言葉が、ない。
わたしは何もわかっていなかった。
こうの史代先生といえば「この世界の片隅で」が有名ですが、
今回は、夕凪の街の桜の国のひと口読書感想文です。

広島を舞台にしたお話です。
原爆投下から10年後の広島。
13歳で被爆した皆実ちゃん(23歳)は、原爆で家を失くした人達が集まる集落に母と2人で住んでいます。
恋に落ちて、被爆した自分が結婚してもいいのか、子供を産めるのか、産んでもいいのか・・・
原爆で父と姉と妹を亡くした壮絶な被爆体験がフラッシュバックしてしまう。
相手に自分の被爆体験を話そうとしたそのとき、急に体調を崩し、被爆の後遺症でそのまま亡くなってしまう。
生きながらえて10年後、10年後なのに。
そして第二部、原爆投下から50年後の東京。
疎開して無事だった皆実ちゃんの弟、旭さん家族のお話です。
50年経って、住んでいる場所も東京なのに、旭さん家族は被爆者・被爆2世として暮らしています。

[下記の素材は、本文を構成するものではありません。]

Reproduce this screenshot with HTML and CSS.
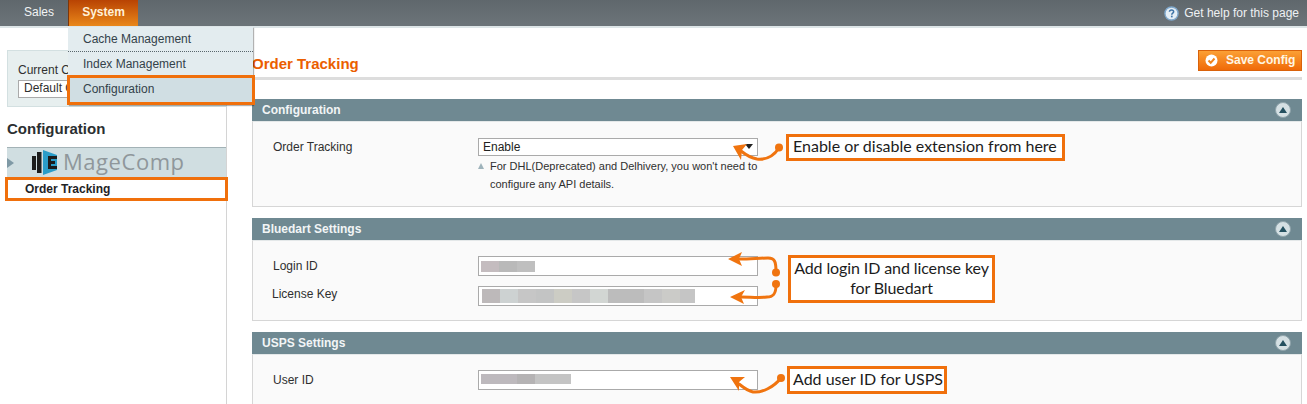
FILE: index.html
```html
<!DOCTYPE html>
<html lang="en">
<head>
<meta charset="utf-8">
<title>Order Tracking Configuration</title>
<link rel="stylesheet" href="styles.css">
</head>
<body>
<header class="nav">
  <ul class="nav-list">
    <li class="nav-item">Sales</li>
    <li class="nav-item nav-item-active">System</li>
  </ul>
  <a class="help">
    <svg class="help-icon" width="15" height="15" viewBox="0 0 16 16"><circle cx="8" cy="8" r="7" fill="#e4eef6" stroke="#7fa8cc" stroke-width="1.5"/><path d="M5.800 6.200C5.900 4.800 6.900 4.200 8.100 4.200C9.400 4.200 10.300 5 10.300 6.100C10.300 7.500 8.300 7.700 8.300 9.200" fill="none" stroke="#3f74a6" stroke-width="1.600"/><rect x="7.400" y="10.300" width="1.800" height="1.800" fill="#3f74a6"/></svg>
    <span>Get help for this page</span>
  </a>
  <ul class="menu">
    <li class="menu-item menu-item-dotted">Cache Management</li>
    <li class="menu-item">Index Management</li>
    <li class="menu-item menu-item-current">Configuration</li>
  </ul>
</header>

<div class="layout">
  <aside class="sidebar">
    <div class="scope">
      <label class="scope-label">Current C</label>
      <div class="scope-select">Default C</div>
    </div>
    <div class="side-panel">
      <h3 class="side-title">Configuration</h3>
      <div class="tab-head">
        <span class="tab-arrow"></span>
        <svg class="logo" width="25" height="25" viewBox="0 0 25 25">
          <rect x="0" y="6" width="4" height="14" fill="#1c1c1c"/>
          <rect x="5" y="2" width="4.500" height="21" fill="#1c1c1c"/>
          <path d="M11 0L25 5V20L11 25Z" fill="#2a9cc8"/>
          <path d="M16 6H25V9H19V11H23V14H19V16H25V19H16Z" fill="#1c1c1c"/>
        </svg>
        <span class="logo-text">MageComp</span>
      </div>
      <div class="tab-link">Order Tracking</div>
    </div>
  </aside>

  <main class="content">
    <div class="page-head">
      <h3 class="page-title">Order Tracking</h3>
      <button class="save">
        <svg width="13" height="13" viewBox="0 0 13 13"><circle cx="6.500" cy="6.500" r="6" fill="#fff"/><path d="M3.500 6.500L5.700 8.800L9.500 4.500" fill="none" stroke="#f0841c" stroke-width="2"/></svg>
        <span>Save Config</span>
      </button>
    </div>

    <section class="section">
      <div class="section-head"><span>Configuration</span><span class="collapse"></span></div>
      <div class="section-body body-general">
        <div class="row">
          <label class="row-label row-label-select">Order Tracking</label>
          <div class="row-value">
            <div class="select">Enable</div>
            <p class="note">For DHL(Deprecated) and Delhivery, you won't need to<br>configure any API details.</p>
          </div>
        </div>
      </div>
    </section>

    <section class="section">
      <div class="section-head"><span>Bluedart Settings</span><span class="collapse"></span></div>
      <div class="section-body body-bluedart">
        <div class="row">
          <label class="row-label">Login ID</label>
          <div class="row-value"><div class="input"><span class="mask mask-login"></span></div></div>
        </div>
        <div class="row">
          <label class="row-label row-label-shift">License Key</label>
          <div class="row-value"><div class="input"><span class="mask mask-license"></span></div></div>
        </div>
      </div>
    </section>

    <section class="section section-last">
      <div class="section-head"><span>USPS Settings</span><span class="collapse"></span></div>
      <div class="section-body body-usps">
        <div class="row">
          <label class="row-label">User ID</label>
          <div class="row-value"><div class="input"><span class="mask mask-user"></span></div></div>
        </div>
      </div>
    </section>
  </main>
</div>

<svg class="arrows" width="1307" height="404" viewBox="0 0 1307 404">
  <g fill="none" stroke="#f0740f" stroke-width="3" stroke-linecap="round">
    <path d="M779 148C773 157 765 160 757 159C751 158 746 155 741 151"/>
    <path d="M776 272C776 262 775 258 768 258C760 258 750 259 740 259"/>
    <path d="M776 285C776 293 774 297 767 297C760 298 750 297 741 297"/>
    <path d="M781 378C774 387 762 393 753 392C748 391 744 388 739 384"/>
  </g>
  <g fill="#f0740f">
    <circle cx="779" cy="147.500" r="4"/>
    <circle cx="776" cy="272.500" r="4"/>
    <circle cx="776" cy="284" r="4"/>
    <circle cx="781" cy="378" r="4"/>
    <path d="M733 146L747 144L742 150L741 160Z"/>
    <path d="M728 259L742 252L739 259L742 266Z"/>
    <path d="M730 297L745 290L741 297L744 304Z"/>
    <path d="M730 377L745 377L739 382L739 391Z"/>
  </g>
</svg>
<div class="note-box note-enable">Enable or disable extension from here</div>
<div class="note-box note-login">Add login ID and license key<br>for Bluedart</div>
<div class="note-box note-user">Add user ID for USPS</div>
<div class="outline outline-menu"></div>
</body>
</html>
```
FILE: styles.css
```css
* { box-sizing: border-box; }
html, body { margin: 0; height: 404px; overflow: hidden; }
body {
  position: relative;
  background: #fff;
  font: 12px/15px "Liberation Sans", Arial, sans-serif;
  color: #2f2f2f;
}
ul { list-style: none; margin: 0; padding: 0; }
h3, p { margin: 0; }

/* top navigation */
.nav {
  position: relative;
  z-index: 2;
  display: flex;
  justify-content: space-between;
  height: 28px;
  background: linear-gradient(#5f676c, #6b7378 90%);
  border-bottom: 2px solid #dde5e7;
  color: #fff;
}
.nav-list { display: flex; padding-left: 10px; }
.nav-item { width: 58px; height: 26px; padding-top: 5px; text-align: center; color: #f2f4f5; }
.nav-item-active {
  width: 70px;
  font-weight: bold;
  background: linear-gradient(#b84303, #e9871a);
  border-left: 1px solid #7d3608;
  color: #fff1d8;
}
.help { display: flex; align-items: center; gap: 5px; height: 26px; padding-right: 8px; color: #eef1f3; }
.menu {
  position: absolute;
  left: 68px;
  top: 27px;
  width: 185px;
  background: #e3ecef;
  box-shadow: 1px 1px 1px rgba(0,0,0,.3);
  color: #33424a;
}
.menu-item { height: 25px; padding: 5px 0 0 15px; }
.menu-item-dotted { border-bottom: 1px dotted #59666c; }
.menu-item-current { height: 28px; background: #d0dee3; }

/* page layout */
.layout { display: flex; padding: 22px 5px 0 7px; }
.sidebar { width: 220px; flex: none; }
.scope {
  height: 57px;
  padding: 12px 0 0 10px;
  background: #e7efef;
  border: 1px solid #d3e0e1;
  white-space: nowrap;
}
.scope-label { display: block; height: 17px; }
.scope-select { width: 190px; height: 18px; padding-left: 5px; background: #fff; border: 1px solid #aaa; }
.side-panel { height: 297px; border-right: 1px solid #d4d4d4; }
.side-title { padding-top: 13px; height: 40px; font-size: 15px; line-height: 18px; color: #2b2f31; }
.tab-head {
  display: flex;
  align-items: center;
  height: 30px;
  background: #d0dee1;
  border-top: 1px solid #a3b2b6;
}
.tab-arrow { width: 0; height: 0; border: 5px solid transparent; border-left: 7px solid #7f99a5; border-right: 0; }
.logo { margin-left: 18px; }
.logo-text { margin: 0 0 3px 6px; font: 400 22px/28px "Open Sans", sans-serif; color: #8f979b; letter-spacing: .55px; }
.tab-link {
  position: relative;
  width: 223px;
  height: 24px;
  margin-left: -2px;
  padding: 2px 0 0 17px;
  background: #fff;
  border: 3px solid #f0700c;
  font-weight: bold;
  color: #1f2326;
}

/* main column */
.content { flex: 1; margin-left: 25px; min-width: 0; }
.page-head {
  display: flex;
  justify-content: space-between;
  height: 30px;
  margin-bottom: 19px;
  border-bottom: 3px solid #dddddd;
}
.page-title { padding-top: 4px; font-size: 15px; line-height: 20px; color: #eb5e00; }
.save {
  display: flex;
  align-items: center;
  gap: 8px;
  width: 104px;
  height: 21px;
  padding: 0 0 0 6px;
  background: linear-gradient(#fba035, #f06a08);
  border: 1px solid #d9620a;
  color: #fff6e4;
  font: bold 12px/15px "Liberation Sans", Arial, sans-serif;
}
.section { margin-bottom: 11px; }
.section-last { margin-bottom: 0; }
.section-head {
  display: flex;
  justify-content: space-between;
  align-items: center;
  height: 22px;
  padding: 0 11px 0 10px;
  background: #6f8992;
  color: #f2f5f6;
  font-weight: bold;
}
.collapse {
  position: relative;
  width: 16px;
  height: 16px;
  border-radius: 50%;
  background: #d5e0e3;
  border: 1px solid #8fa4ab;
}
.collapse::after {
  content: "";
  position: absolute;
  left: 3px;
  top: 4px;
  border: 4px solid transparent;
  border-top: 0;
  border-bottom: 6px solid #24505f;
}
.section-body { display: flex; flex-direction: column; gap: 10px; background: #fafafa; border: 1px solid #d6d6d6; border-top-color: #e4e8e9; }
.body-general { height: 86px; padding-top: 16px; }
.body-bluedart { height: 81px; padding-top: 15px; }
.body-usps { height: 50px; padding-top: 15px; border-bottom: 0; }
.row { display: flex; }
.row-label { width: 225px; padding: 3px 0 0 20px; }
.row-label-select { padding-top: 2px; }
.row-label-shift { padding: 1px 0 0 19px; }
.row-value { width: 280px; }
.select {
  position: relative;
  height: 18px;
  padding-left: 4px;
  background: #fff;
  border: 1px solid #aaa;
  color: #222;
  line-height: 16px;
}
.select::after {
  content: "";
  position: absolute;
  right: 4px;
  top: 5px;
  border: 4px solid transparent;
  border-bottom: 0;
  border-top: 5px solid #222;
}
.note { position: relative; padding: 1px 0 0 12px; font-size: 11px; line-height: 18px; white-space: nowrap; }
.note::before {
  content: "";
  position: absolute;
  left: 0;
  top: 7px;
  border: 3.500px solid transparent;
  border-top: 0;
  border-bottom: 6px solid #9eb3bb;
}
.input { position: relative; height: 20px; background: #fff; border: 1px solid #aaa; }
.mask { position: absolute; left: 2px; display: block; }
.mask-login { top: 4px; width: 54px; height: 11px; background: linear-gradient(90deg, #c4bcbf 0 18px, #b9b9b9 18px 36px, #bfbfbf 36px); }
.mask-license {
  top: 2px;
  left: 3px;
  width: 213px;
  height: 14px;
  background: linear-gradient(90deg, #bdb9ba 0 18px, #cdd2d2 18px 36px, #c6c6c6 36px 54px, #c3c4c4 54px 72px, #ccccc4 72px 90px, #c6c6c6 90px 108px, #d2d6d3 108px 126px, #bcbcbc 126px 162px, #c5c5c5 162px 180px, #cbcbc8 180px 198px, #c5c5c5 198px);
}
.mask-user { top: 3px; width: 90px; height: 10px; background: linear-gradient(90deg, #bdb9bd 0 36px, #b5b3b4 36px 54px, #c4c4c4 54px); }

/* annotations laid over the screenshot */
.arrows { position: absolute; left: 0; top: 0; z-index: 3; pointer-events: none; }
.note-box {
  position: absolute;
  z-index: 3;
  background: #fff;
  border: 3px solid #f0700c;
  font: 16px/20px "Lato", sans-serif;
  color: #1c1c1c;
  white-space: nowrap;
}
.note-enable { left: 786px; top: 134px; width: 279px; height: 27px; padding: 0 0 0 4px; line-height: 18px; }
.note-login { left: 788px; top: 255px; width: 207px; height: 48px; text-align: center; letter-spacing: -.1px; }
.note-user { left: 787px; top: 366px; width: 160px; height: 28px; padding: 0 0 0 3px; }
.outline { position: absolute; z-index: 3; border: 3px solid #f0700c; }
.outline-menu { left: 67px; top: 75px; width: 188px; height: 30px; }
```
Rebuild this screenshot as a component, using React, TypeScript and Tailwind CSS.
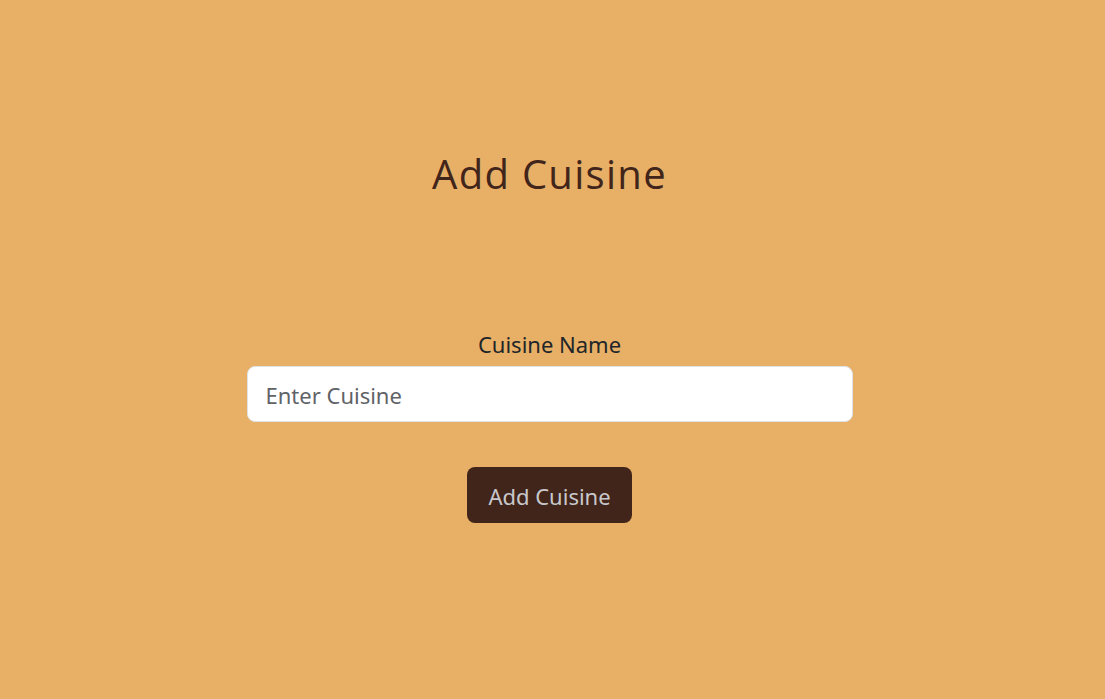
import React from 'react';

export default function App() {
    return (
        <div className="min-h-[699px] w-full bg-[#e8af66] flex flex-col items-center pr-[6px] font-['Noto_Sans',sans-serif]">
            <h1 className="mt-[150px] text-[40px] leading-[48px] tracking-[1.3px] text-[#42251a] font-['Open_Sans',sans-serif] font-normal">
                Add Cuisine
            </h1>

            <form className="mt-[131px] w-[606px] flex flex-col items-center" onSubmit={(e) => e.preventDefault()}>
                <label htmlFor="cuisine" className="text-[22px] leading-[30px] text-[#212529] mb-[7px]">
                    Cuisine Name
                </label>
                <input
                    id="cuisine"
                    type="text"
                    placeholder="Enter Cuisine"
                    className="w-full h-[56px] rounded-lg border border-[#dee2e6] bg-white px-[18px] pt-[2px] text-[22px] text-[#212529] placeholder:text-[#5f6368] outline-none"
                />
                <button
                    type="submit"
                    className="mt-[45px] h-[56px] px-[21px] pt-[2px] rounded-lg bg-[#42251a] text-[22px] text-[#c8c8cc]"
                >
                    Add Cuisine
                </button>
            </form>
        </div>
    );
}
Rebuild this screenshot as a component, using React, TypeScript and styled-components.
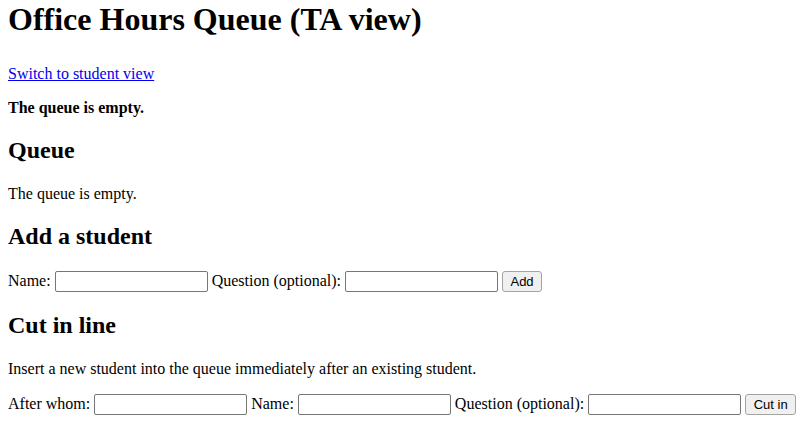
import React, { useState } from 'react';
import styled, { createGlobalStyle } from 'styled-components';

const GlobalStyle = createGlobalStyle`
    body {
        margin: 0 8px 8px;
        font-family: "Liberation Serif", "Times New Roman", serif;
        font-size: 16px;
        color: #000;
        background: #fff;
    }
`;

const Title = styled.h1`
    font-size: 32px;
    font-weight: bold;
    margin: 1px 0 26.5px;
`;

const SectionTitle = styled.h2`
    font-size: 24px;
    font-weight: bold;
    margin: 20.5px 0;
`;

const Text = styled.p<{ $bold?: boolean }>`
    margin: 16px 0;
    font-weight: ${(p) => (p.$bold ? 'bold' : 'normal')};
`;

const ViewLink = styled.a`
    color: #0000ee;
    text-decoration: underline;
`;

const Form = styled.form`
    margin: 0;
    line-height: 20px;
`;

const TextInput = styled.input`
    width: 153px;
    height: 21px;
    box-sizing: border-box;
    margin: 0;
    padding: 1px 2px;
    border: 1px solid #767676;
    border-radius: 2px;
    font-size: 13px;
    vertical-align: baseline;
`;

const Button = styled.button`
    font-family: "Liberation Sans", Arial, sans-serif;
    font-size: 13px;
    height: 21px;
    padding: 1px 7.5px;
    margin: 0;
    border: 1px solid #a3a3a3;
    border-radius: 3px;
    background: #f0f0f0;
    color: #000;
`;

export default function App() {
    const [name, setName] = useState('');
    const [question, setQuestion] = useState('');
    const [after, setAfter] = useState('');
    const [cutName, setCutName] = useState('');
    const [cutQuestion, setCutQuestion] = useState('');

    return (
        <>
            <GlobalStyle />
            <Title>Office Hours Queue (TA view)</Title>
            <ViewLink href="#">Switch to student view</ViewLink>
            <Text $bold>The queue is empty.</Text>

            <SectionTitle>Queue</SectionTitle>
            <Text>The queue is empty.</Text>

            <SectionTitle>Add a student</SectionTitle>
            <Form onSubmit={(e) => e.preventDefault()}>
                Name:{' '}
                <TextInput value={name} onChange={(e) => setName(e.target.value)} />{' '}
                Question (optional):{' '}
                <TextInput value={question} onChange={(e) => setQuestion(e.target.value)} />{' '}
                <Button type="submit">Add</Button>
            </Form>

            <SectionTitle>Cut in line</SectionTitle>
            <Text>Insert a new student into the queue immediately after an existing student.</Text>
            <Form onSubmit={(e) => e.preventDefault()}>
                After whom:{' '}
                <TextInput value={after} onChange={(e) => setAfter(e.target.value)} />{' '}
                Name:{' '}
                <TextInput value={cutName} onChange={(e) => setCutName(e.target.value)} />{' '}
                Question (optional):{' '}
                <TextInput value={cutQuestion} onChange={(e) => setCutQuestion(e.target.value)} />{' '}
                <Button type="submit">Cut in</Button>
            </Form>
        </>
    );
}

わたしはアラフォーなので親の気持ちも子供の気持ちもわかる・・・
広島平和記念資料館には子供の頃と大人になってからの2回行きました。
説明も読んだし、丁寧に見てまわったつもりでした。
でも、この本を読んで、被爆した人の生活というもの、「被爆差別」というものがあったのだと知りました。
原爆のことを表面をなぞって知った気になっていた自分をぶん殴られた気分です。

これは問題作じゃない。
衝撃作です。
皆実、霞、翠、旭、フジミ、打越、京花、七波、凪生、東子
登場人物に思いを馳せると、しばらく涙がとまりませんでした。
こんなに心を揺さぶられる作品は久しぶりです。
2020年で1番考えさせられました。
切なく容赦なく現実を突きつけてくるのに、どこか心が温かくなる。
どんな環境でも希望を忘れない、人間というものの底力を感じます。
もうこんな言葉では到底伝えられないのです。
もっともっと感じることがあるのに、うまく言葉になりません。
広島平和記念資料館に置いてほしい本です。